Handshakes are important because they tell me a lot about a person. In all my years, I’ve never been disappointed by anyone who has given a firm, enthusiastic handshake (not counting election years.) My father told me never trust someone who doesn’t offer their hand, or if the hand they offer is limp or unengaged.
“Either way, chances are they aren’t the kind of person you can trust with an agreement or respect in a disagreement.”
In the blogging world, we rarely get the chance to shake hands in person. We do it with our words — in what we say in our posts, what we share, how we comment and reply. And though I can’t say I’ve had the pleasure of shaking the hand of Robert Goldstein, I’m certain it would be the kind my father would approve of and respect. Until a couple of weeks ago, Robert was a fellow nominee for Performance of the Year in The Public Blogger’s “A Star is Born” competition.
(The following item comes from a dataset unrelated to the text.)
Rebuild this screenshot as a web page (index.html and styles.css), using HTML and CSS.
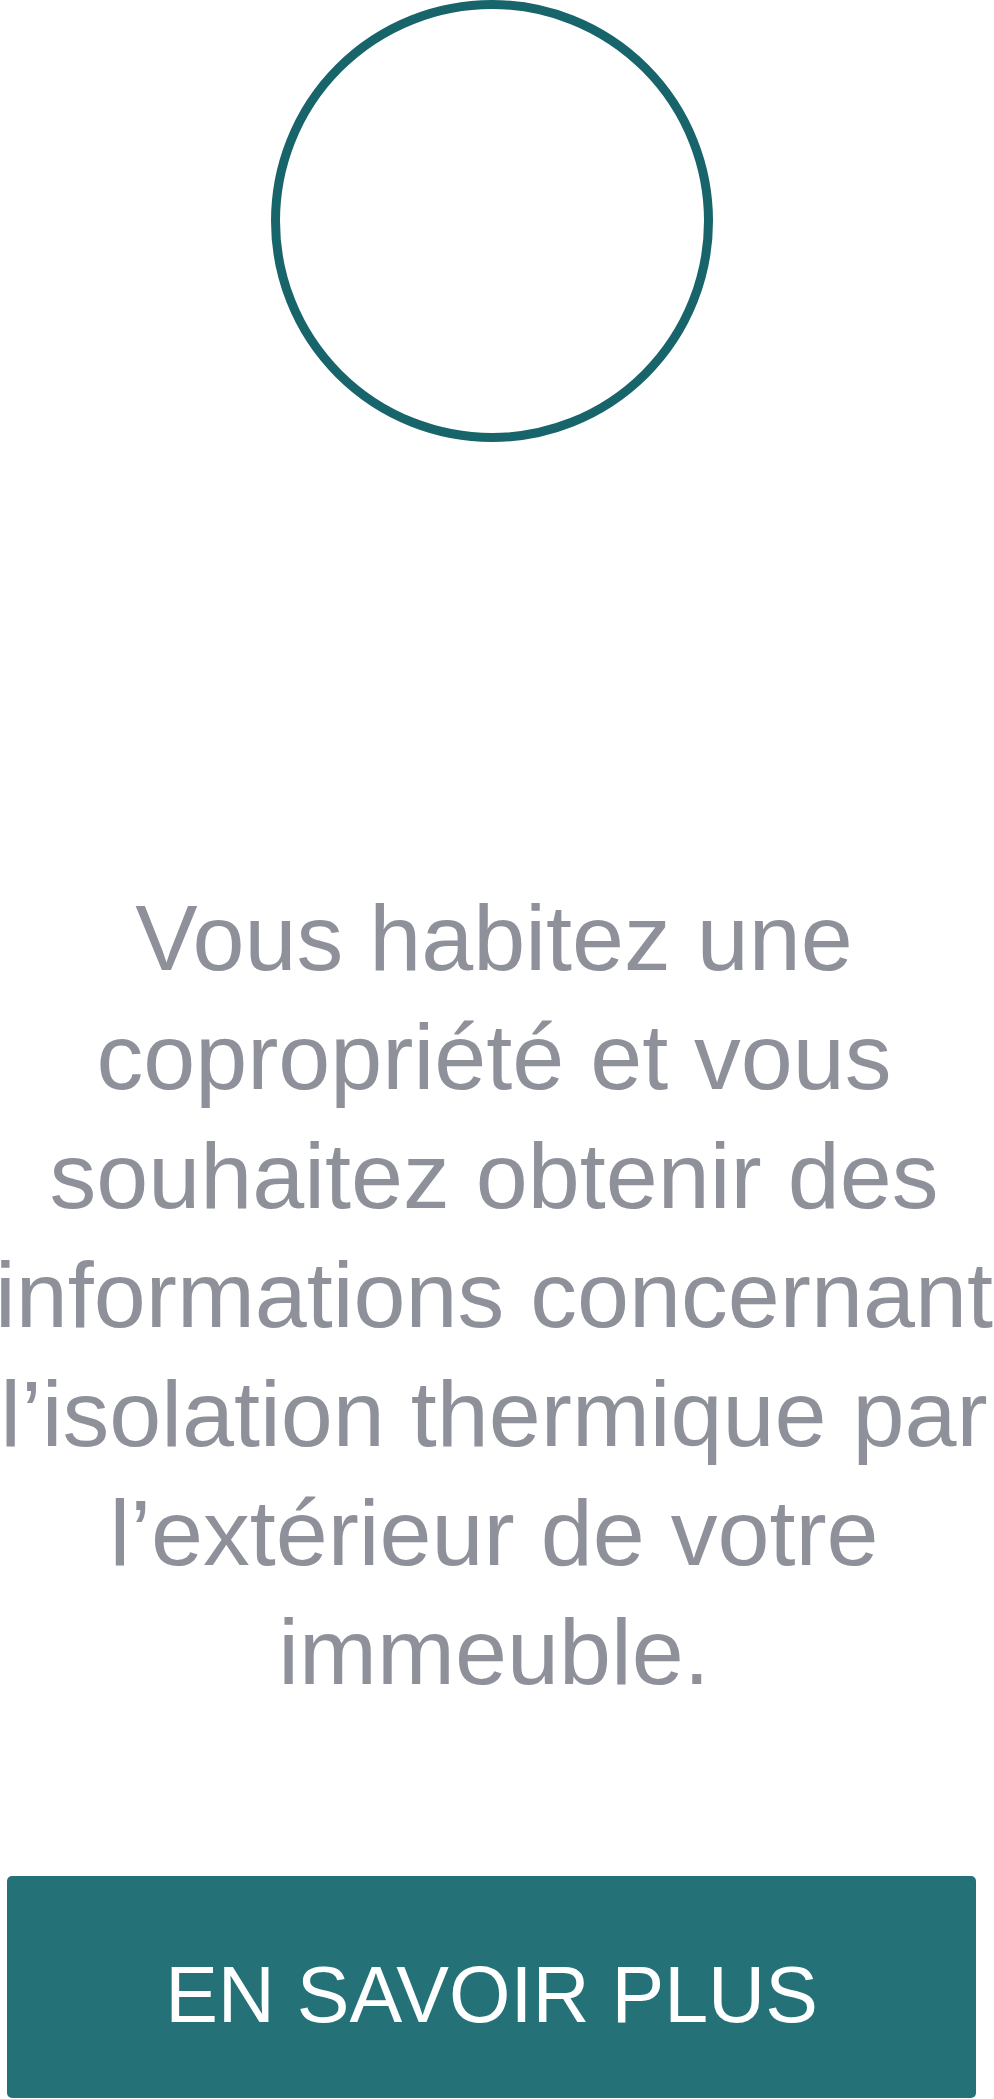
FILE: index.html
```html
<!DOCTYPE html>
<html lang="fr">
<head>
<meta charset="utf-8">
<title>Isolation thermique par l’extérieur</title>
<link rel="stylesheet" href="styles.css">
</head>
<body>
  <main class="page">
    <div class="media">
      <div class="ring"></div>
    </div>
    <p class="intro">Vous habitez une copropriété et vous souhaitez obtenir des informations concernant l’isolation thermique par l’extérieur de votre immeuble.</p>
    <a class="cta" href="#">EN SAVOIR PLUS</a>
  </main>
</body>
</html>
```

FILE: styles.css
```css
html, body {
  margin: 0;
  padding: 0;
  background: #ffffff;
}

body {
  font-family: "Liberation Sans", Arial, sans-serif;
}

.page {
  display: flex;
  flex-direction: column;
  width: 994px;
}

.media {
  display: flex;
  justify-content: center;
  margin-left: 7px;
  width: 969px;
}

.ring {
  width: 442px;
  height: 442px;
  box-sizing: border-box;
  border: 9px solid #17646b;
  border-radius: 50%;
}

.intro {
  margin: 436px -20px 0 -26px;
  font-size: 93.5px;
  line-height: 119px;
  color: #8f919a;
  text-align: center;
}

.cta {
  display: flex;
  align-items: center;
  justify-content: center;
  box-sizing: border-box;
  margin: 165px 0 0 7px;
  width: 969px;
  height: 222px;
  padding-top: 15px;
  background: #247278;
  border-radius: 5px;
  color: #ffffff;
  font-size: 79px;
  text-decoration: none;
}
```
He was one of the first nominees I gravitated to because, in addition to his talent as an artist and writer, it was immediately clear that he was a man with a firm grasp on many of the virtues I respect. He is a humanitarian at heart, constantly offering insightful pieces and perspectives on what it means to be human — and how to stay that way in a world that often seems to challenge that notion.
So when I received the following message from Robert, I was especially honored:
Hi Ned, I have created the “Respect Award” for fellow bloggers who consistently reach out to other bloggers, offer support, are kind, struggle to understand differences in people, and who treat themselves and other people with kindness and respect. This is my way of saying thank you.
You have earned my respect.
What are the rules for the Respect Award? Recipients don’t have to do anything for this award. They can choose to copy the award art created by Robert and pass it on to people who have earned their respect — or they can do nothing. The only requirement has already been met when the award is given: Being someone worthy of respect.
Though Robert is no longer in the competition, having discovered him and his work through it is something I will take away with me long after the winner is announced at the end of December. The fact that I can call him a friend makes me proud; the fact that I have earned his respect would make my father proud.
And the fact that Robert’s handshake is unquestionably a firm one goes without saying… and one I hope to share in person some day.